### Written problem
Skip the images. Copy the records exactly as written.

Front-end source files
• • • •
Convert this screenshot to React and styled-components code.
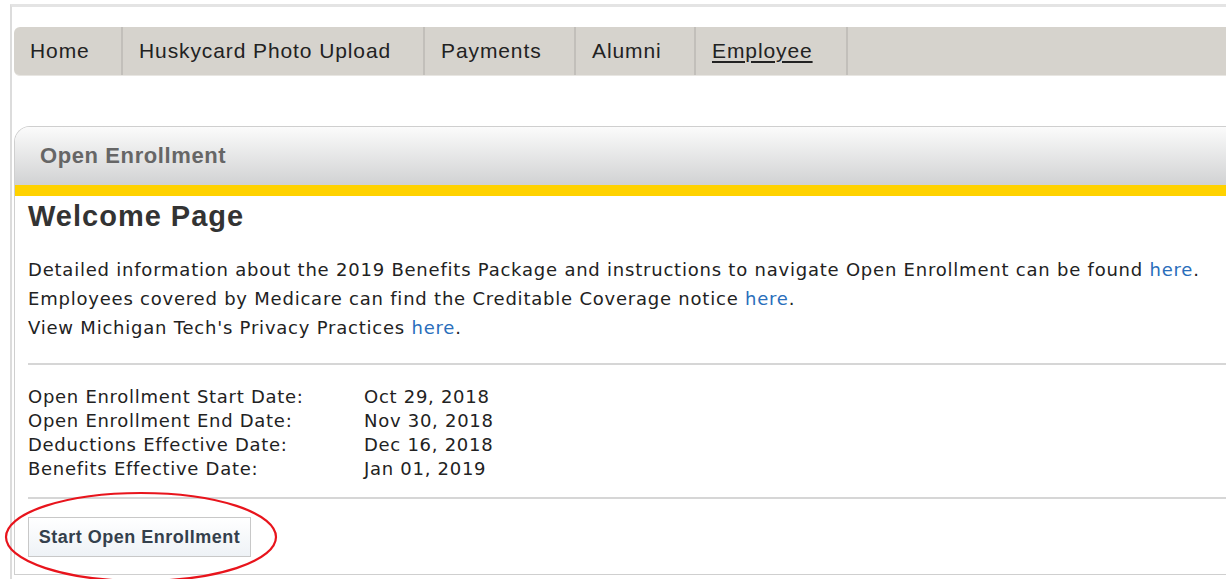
import React from 'react'
import styled, { createGlobalStyle } from 'styled-components'

const GlobalStyle = createGlobalStyle`
  html, body {
    margin: 0;
    padding: 0;
    background: #ffffff;
  }
  body {
    font-family: "Liberation Sans", Arial, sans-serif;
    overflow: hidden;
  }
`

const navItems = [
  { label: 'Home', width: 109 },
  { label: 'Huskycard Photo Upload', width: 302 },
  { label: 'Payments', width: 151 },
  { label: 'Alumni', width: 120 },
  { label: 'Employee', width: 152, active: true },
]

const dates = [
  ['Open Enrollment Start Date:', 'Oct 29, 2018'],
  ['Open Enrollment End Date:', 'Nov 30, 2018'],
  ['Deductions Effective Date:', 'Dec 16, 2018'],
  ['Benefits Effective Date:', 'Jan 01, 2019'],
]

const App = () => {
  return (
    <Frame>
      <GlobalStyle />
      <NavBar>
        {navItems.map(item => (
          <NavItem key={item.label} $width={item.width} $active={item.active}>
            {item.label}
          </NavItem>
        ))}
      </NavBar>

      <Panel>
        <PanelHeader>Open Enrollment</PanelHeader>
        <PanelBody>
          <Title>Welcome Page</Title>
          <Intro>
            Detailed information about the 2019 Benefits Package and instructions to navigate Open Enrollment can be found <Link href="#">here</Link>.
            <br />
            Employees covered by Medicare can find the Creditable Coverage notice <Link href="#">here</Link>.
            <br />
            View Michigan Tech's Privacy Practices <Link href="#">here</Link>.
          </Intro>
          <Rule />
          <DateTable>
            {dates.map(([label, value]) => (
              <React.Fragment key={label}>
                <span>{label}</span>
                <span>{value}</span>
              </React.Fragment>
            ))}
          </DateTable>
          <Rule />
          <ButtonRow>
            <StartButton>Start Open Enrollment</StartButton>
            <Circle viewBox="0 0 276 94" aria-hidden="true">
              <ellipse cx="138" cy="46" rx="135" ry="44" fill="none" stroke="#e8141c" strokeWidth="2.2" />
            </Circle>
          </ButtonRow>
        </PanelBody>
      </Panel>
    </Frame>
  )
}

export default App

const Frame = styled.div`
  margin: 4px 0 0 10px;
  height: 575px;
  border-top: 3px solid #e4e4e4;
  border-left: 2px solid #dcdcdc;
  padding: 20px 0 0 2px;
  box-sizing: border-box;
`

const NavBar = styled.div`
  display: flex;
  height: 48px;
  background: #d6d3cd;
  border-radius: 6px 0 0 6px;
  border-bottom: 1px solid #e8e6e2;
`

const NavItem = styled.div`
  width: ${p => p.$width}px;
  box-sizing: border-box;
  display: flex;
  align-items: center;
  padding-left: 16px;
  border-right: 2px solid #c2bfba;
  font-size: 21px;
  letter-spacing: 0.9px;
  color: #222;
  text-decoration: ${p => (p.$active ? 'underline' : 'none')};
  text-underline-offset: 3px;
`

const Panel = styled.div`
  margin-top: 50px;
  height: 449px;
  box-sizing: border-box;
  border: 1px solid #cfcfcf;
  border-right: none;
  border-radius: 16px 0 0 0;
`

const PanelHeader = styled.div`
  height: 58px;
  display: flex;
  align-items: center;
  padding-left: 25px;
  border-radius: 15px 0 0 0;
  background: linear-gradient(to bottom, #fbfbfb 0%, #d1d2d3 100%);
  border-bottom: 11px solid #ffd200;
  font-size: 22px;
  letter-spacing: 0.6px;
  font-weight: bold;
  color: #666;
`

const PanelBody = styled.div`
  padding: 3px 0 0 13px;
`

const Title = styled.h1`
  margin: 0;
  font-size: 29px;
  letter-spacing: 1px;
  font-weight: bold;
  color: #333;
  line-height: 34px;
`

const Intro = styled.p`
  margin: 22px 0 21px;
  font-family: "DejaVu Sans", Verdana, sans-serif;
  font-size: 18px;
  letter-spacing: 0.78px;
  line-height: 29px;
  color: #222;
`

const Link = styled.a`
  color: #2a6ebb;
  text-decoration: none;
`

const Rule = styled.hr`
  margin: 0;
  border: none;
  border-top: 2px solid #d6d6d6;
`

const DateTable = styled.div`
  display: grid;
  grid-template-columns: 336px auto;
  padding: 20px 0 16px;
  font-family: "DejaVu Sans", Verdana, sans-serif;
  font-size: 18px;
  letter-spacing: 0.72px;
  line-height: 24px;
  color: #222;
`

const ButtonRow = styled.div`
  position: relative;
  padding-top: 18px;
`

const StartButton = styled.button`
  width: 223px;
  height: 40px;
  padding: 0;
  border: 1px solid #c8c8c8;
  background: linear-gradient(to bottom, #ffffff 0%, #eef2f6 100%);
  font-family: "Liberation Sans", Arial, sans-serif;
  font-size: 18px;
  letter-spacing: 0.5px;
  font-weight: bold;
  color: #34404c;
`

const Circle = styled.svg`
  position: absolute;
  left: -25px;
  top: -8px;
  width: 276px;
  height: 94px;
  pointer-events: none;
`
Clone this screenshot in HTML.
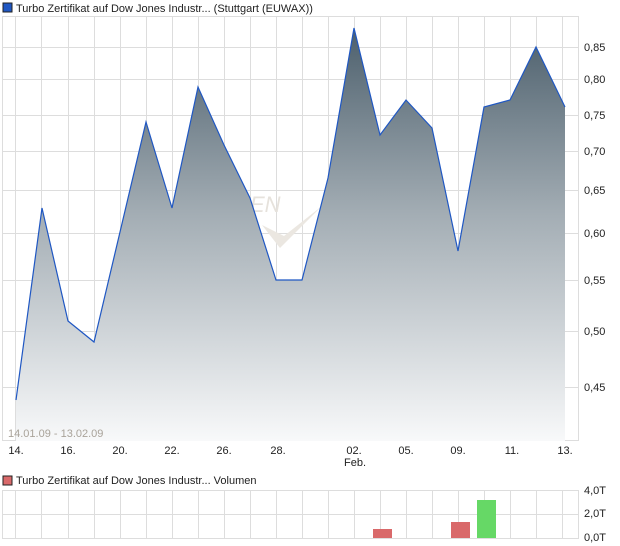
• • • •
### Written reply
Convert this screenshot to React and styled-components code.
import React from 'react'
import styled, { createGlobalStyle } from 'styled-components'

const GlobalStyle = createGlobalStyle`
  html, body {
    margin: 0;
    padding: 0;
    background: #ffffff;
  }
  body {
    font-family: "Liberation Sans", Arial, sans-serif;
    overflow: hidden;
  }
`

const navItems = [
  { label: 'Home', width: 109 },
  { label: 'Huskycard Photo Upload', width: 302 },
  { label: 'Payments', width: 151 },
  { label: 'Alumni', width: 120 },
  { label: 'Employee', width: 152, active: true },
]

const dates = [
  ['Open Enrollment Start Date:', 'Oct 29, 2018'],
  ['Open Enrollment End Date:', 'Nov 30, 2018'],
  ['Deductions Effective Date:', 'Dec 16, 2018'],
  ['Benefits Effective Date:', 'Jan 01, 2019'],
]

const App = () => {
  return (
    <Frame>
      <GlobalStyle />
      <NavBar>
        {navItems.map(item => (
          <NavItem key={item.label} $width={item.width} $active={item.active}>
            {item.label}
          </NavItem>
        ))}
      </NavBar>

      <Panel>
        <PanelHeader>Open Enrollment</PanelHeader>
        <PanelBody>
          <Title>Welcome Page</Title>
          <Intro>
            Detailed information about the 2019 Benefits Package and instructions to navigate Open Enrollment can be found <Link href="#">here</Link>.
            <br />
            Employees covered by Medicare can find the Creditable Coverage notice <Link href="#">here</Link>.
            <br />
            View Michigan Tech's Privacy Practices <Link href="#">here</Link>.
          </Intro>
          <Rule />
          <DateTable>
            {dates.map(([label, value]) => (
              <React.Fragment key={label}>
                <span>{label}</span>
                <span>{value}</span>
              </React.Fragment>
            ))}
          </DateTable>
          <Rule />
          <ButtonRow>
            <StartButton>Start Open Enrollment</StartButton>
            <Circle viewBox="0 0 276 94" aria-hidden="true">
              <ellipse cx="138" cy="46" rx="135" ry="44" fill="none" stroke="#e8141c" strokeWidth="2.2" />
            </Circle>
          </ButtonRow>
        </PanelBody>
      </Panel>
    </Frame>
  )
}

export default App

const Frame = styled.div`
  margin: 4px 0 0 10px;
  height: 575px;
  border-top: 3px solid #e4e4e4;
  border-left: 2px solid #dcdcdc;
  padding: 20px 0 0 2px;
  box-sizing: border-box;
`

const NavBar = styled.div`
  display: flex;
  height: 48px;
  background: #d6d3cd;
  border-radius: 6px 0 0 6px;
  border-bottom: 1px solid #e8e6e2;
`

const NavItem = styled.div`
  width: ${p => p.$width}px;
  box-sizing: border-box;
  display: flex;
  align-items: center;
  padding-left: 16px;
  border-right: 2px solid #c2bfba;
  font-size: 21px;
  letter-spacing: 0.9px;
  color: #222;
  text-decoration: ${p => (p.$active ? 'underline' : 'none')};
  text-underline-offset: 3px;
`

const Panel = styled.div`
  margin-top: 50px;
  height: 449px;
  box-sizing: border-box;
  border: 1px solid #cfcfcf;
  border-right: none;
  border-radius: 16px 0 0 0;
`

const PanelHeader = styled.div`
  height: 58px;
  display: flex;
  align-items: center;
  padding-left: 25px;
  border-radius: 15px 0 0 0;
  background: linear-gradient(to bottom, #fbfbfb 0%, #d1d2d3 100%);
  border-bottom: 11px solid #ffd200;
  font-size: 22px;
  letter-spacing: 0.6px;
  font-weight: bold;
  color: #666;
`

const PanelBody = styled.div`
  padding: 3px 0 0 13px;
`

const Title = styled.h1`
  margin: 0;
  font-size: 29px;
  letter-spacing: 1px;
  font-weight: bold;
  color: #333;
  line-height: 34px;
`

const Intro = styled.p`
  margin: 22px 0 21px;
  font-family: "DejaVu Sans", Verdana, sans-serif;
  font-size: 18px;
  letter-spacing: 0.78px;
  line-height: 29px;
  color: #222;
`

const Link = styled.a`
  color: #2a6ebb;
  text-decoration: none;
`

const Rule = styled.hr`
  margin: 0;
  border: none;
  border-top: 2px solid #d6d6d6;
`

const DateTable = styled.div`
  display: grid;
  grid-template-columns: 336px auto;
  padding: 20px 0 16px;
  font-family: "DejaVu Sans", Verdana, sans-serif;
  font-size: 18px;
  letter-spacing: 0.72px;
  line-height: 24px;
  color: #222;
`

const ButtonRow = styled.div`
  position: relative;
  padding-top: 18px;
`

const StartButton = styled.button`
  width: 223px;
  height: 40px;
  padding: 0;
  border: 1px solid #c8c8c8;
  background: linear-gradient(to bottom, #ffffff 0%, #eef2f6 100%);
  font-family: "Liberation Sans", Arial, sans-serif;
  font-size: 18px;
  letter-spacing: 0.5px;
  font-weight: bold;
  color: #34404c;
`

const Circle = styled.svg`
  position: absolute;
  left: -25px;
  top: -8px;
  width: 276px;
  height: 94px;
  pointer-events: none;
`
Clone this screenshot in HTML.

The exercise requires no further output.